Tuesday, September 23, 2014

Surprise!

Huuuuh.  This is me taking a nice deep breath.  I feel like I just need it right now.

I got some unexpected news today.

If you'll remember back about a month ago, I had my first shot of Lupron.  Lupron is typically known to have pretty strong side effects, and I was nervous from the minute I found out I'd be taking it.  Luckily, well, I don't know if I'd say lucky, but the worst of my symptoms has been my out of control emotions.  Every once in awhile I'd get a hot flash and I had terrible headaches most days, but those I can deal with.  My emotions, I cannot.  And if I can't deal with it, imagine what it's been like for my poor husband.  Just, no.  But, even with all of that, I was ok having to endure another month, maybe 2 of it.  Until last week.

Last week, I started noticing some small bumps on the side of my neck and chest.  It just looked like I was breaking out sort of, but it only got worse.  Eventually it mostly went away, but the next afternoon, it came back terribly.  I had decided to call the doctor the next morning if it was still there.

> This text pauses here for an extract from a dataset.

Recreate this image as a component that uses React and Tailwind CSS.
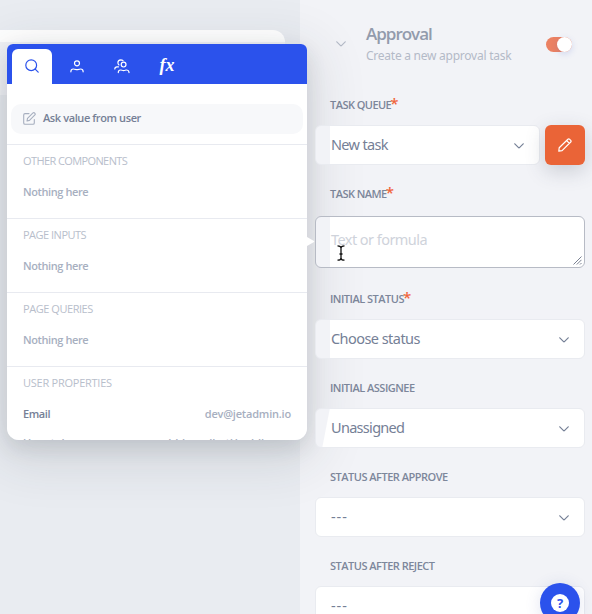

Thankfully it wasn't, but knew I would mention it to the nurse when I called for my 1 month update.

Today was that day.

I was able to talk with the nurse who I meet with just about every time I am in their office, and she decided it's probably best if I don't continue with the Lupron.  She has obvious concerns about the hives and what could be causing them.  Since I haven't changed anything other than taking the Lupron, it's most likely from that.

So, now we move on.

{DEEP BREATH}

It's a very exciting time but also incredibly scary.  I was not expecting this to come for at least another month, maybe 2, so this is a big shock to me.

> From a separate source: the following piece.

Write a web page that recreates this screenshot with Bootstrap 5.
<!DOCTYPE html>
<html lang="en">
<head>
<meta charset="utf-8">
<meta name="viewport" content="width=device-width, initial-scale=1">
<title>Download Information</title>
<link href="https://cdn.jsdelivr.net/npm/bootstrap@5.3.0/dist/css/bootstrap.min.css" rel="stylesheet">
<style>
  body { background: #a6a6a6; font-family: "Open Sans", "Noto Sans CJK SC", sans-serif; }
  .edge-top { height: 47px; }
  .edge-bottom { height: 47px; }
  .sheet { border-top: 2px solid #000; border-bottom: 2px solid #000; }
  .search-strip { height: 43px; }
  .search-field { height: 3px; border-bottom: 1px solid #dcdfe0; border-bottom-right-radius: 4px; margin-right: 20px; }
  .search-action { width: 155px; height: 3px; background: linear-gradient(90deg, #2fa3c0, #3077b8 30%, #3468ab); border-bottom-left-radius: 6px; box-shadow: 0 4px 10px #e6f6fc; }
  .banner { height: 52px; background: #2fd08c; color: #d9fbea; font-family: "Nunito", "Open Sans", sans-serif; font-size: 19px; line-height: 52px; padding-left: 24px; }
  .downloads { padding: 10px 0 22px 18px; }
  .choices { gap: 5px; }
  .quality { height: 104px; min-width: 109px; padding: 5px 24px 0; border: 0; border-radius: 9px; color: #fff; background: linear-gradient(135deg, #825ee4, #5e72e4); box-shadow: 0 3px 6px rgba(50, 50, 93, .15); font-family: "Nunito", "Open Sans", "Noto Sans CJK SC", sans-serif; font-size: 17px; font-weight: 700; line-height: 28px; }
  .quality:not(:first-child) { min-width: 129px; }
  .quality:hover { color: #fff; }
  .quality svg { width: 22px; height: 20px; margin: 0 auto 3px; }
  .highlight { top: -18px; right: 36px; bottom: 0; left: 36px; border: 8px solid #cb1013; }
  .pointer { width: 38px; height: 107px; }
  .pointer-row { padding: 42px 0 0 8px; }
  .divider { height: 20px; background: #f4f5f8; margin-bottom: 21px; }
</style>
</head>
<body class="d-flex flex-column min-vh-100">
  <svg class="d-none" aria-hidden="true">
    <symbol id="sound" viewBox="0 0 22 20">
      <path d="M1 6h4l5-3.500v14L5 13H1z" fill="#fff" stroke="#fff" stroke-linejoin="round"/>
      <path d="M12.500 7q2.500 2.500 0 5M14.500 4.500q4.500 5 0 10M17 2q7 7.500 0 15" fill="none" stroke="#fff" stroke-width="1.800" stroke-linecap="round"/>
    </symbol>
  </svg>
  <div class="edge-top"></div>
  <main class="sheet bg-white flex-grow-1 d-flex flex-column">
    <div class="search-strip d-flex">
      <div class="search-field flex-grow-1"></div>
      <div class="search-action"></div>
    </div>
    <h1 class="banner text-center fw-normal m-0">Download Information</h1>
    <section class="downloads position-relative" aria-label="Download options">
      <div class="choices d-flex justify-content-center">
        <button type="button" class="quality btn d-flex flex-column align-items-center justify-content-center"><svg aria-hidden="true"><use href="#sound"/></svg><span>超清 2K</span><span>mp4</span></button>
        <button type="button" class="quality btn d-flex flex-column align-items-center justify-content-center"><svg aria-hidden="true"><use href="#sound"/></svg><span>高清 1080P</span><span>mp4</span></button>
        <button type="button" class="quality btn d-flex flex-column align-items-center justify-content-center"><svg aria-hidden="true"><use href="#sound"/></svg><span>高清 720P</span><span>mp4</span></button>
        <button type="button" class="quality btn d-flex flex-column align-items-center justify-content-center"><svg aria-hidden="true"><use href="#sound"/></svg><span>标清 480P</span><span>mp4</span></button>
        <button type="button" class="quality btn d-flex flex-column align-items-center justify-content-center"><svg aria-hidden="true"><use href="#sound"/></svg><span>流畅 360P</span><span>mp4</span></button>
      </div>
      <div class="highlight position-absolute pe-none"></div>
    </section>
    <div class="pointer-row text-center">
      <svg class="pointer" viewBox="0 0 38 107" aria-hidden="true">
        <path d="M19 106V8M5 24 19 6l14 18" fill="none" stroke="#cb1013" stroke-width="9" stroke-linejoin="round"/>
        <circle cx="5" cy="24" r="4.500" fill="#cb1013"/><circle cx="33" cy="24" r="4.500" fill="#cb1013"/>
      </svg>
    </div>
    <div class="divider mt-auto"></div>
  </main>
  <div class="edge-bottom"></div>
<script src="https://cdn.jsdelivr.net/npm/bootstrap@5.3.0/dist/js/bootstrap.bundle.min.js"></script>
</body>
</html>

The other day I was just thinking about what it would be like to not be on Lupron, and to know that we are officially back in the "trying" stage.  I got nervous.  But, that was short lived as I "knew" I still had at least one more shot left.  Well.  We see how that turned out.

Now I actually am nervous.  It's exciting, definitely.  But this has been a long time coming.  It's been a year since the miscarriage and almost 6 months since we first started with fertility treatments.  It's hard to imagine going back to the "this month could be it" thinking again.  Honestly, I thought I would be so ready, so excited, for it, but now that it's here, I don't know how to feel.

I'll be taking 4 different medications, so that alone is overwhelming, but I know it's all for a purpose.  I do however, feel very at peace with this whole thing.  Even though it came as a surprise, I'm at peace.  I know that this is God's plan.  I'm excited about the upcoming months and hopeful that all of this will be for a reason.

Nonetheless, I'd love if you would join me in praying as we enter into this new phase of treatment.  It's a whole new season for us, and after a lot of heartbreak and tears, we sure could use some good news.  Maybe 2015 will be the year we welcome a little baby Seidler!!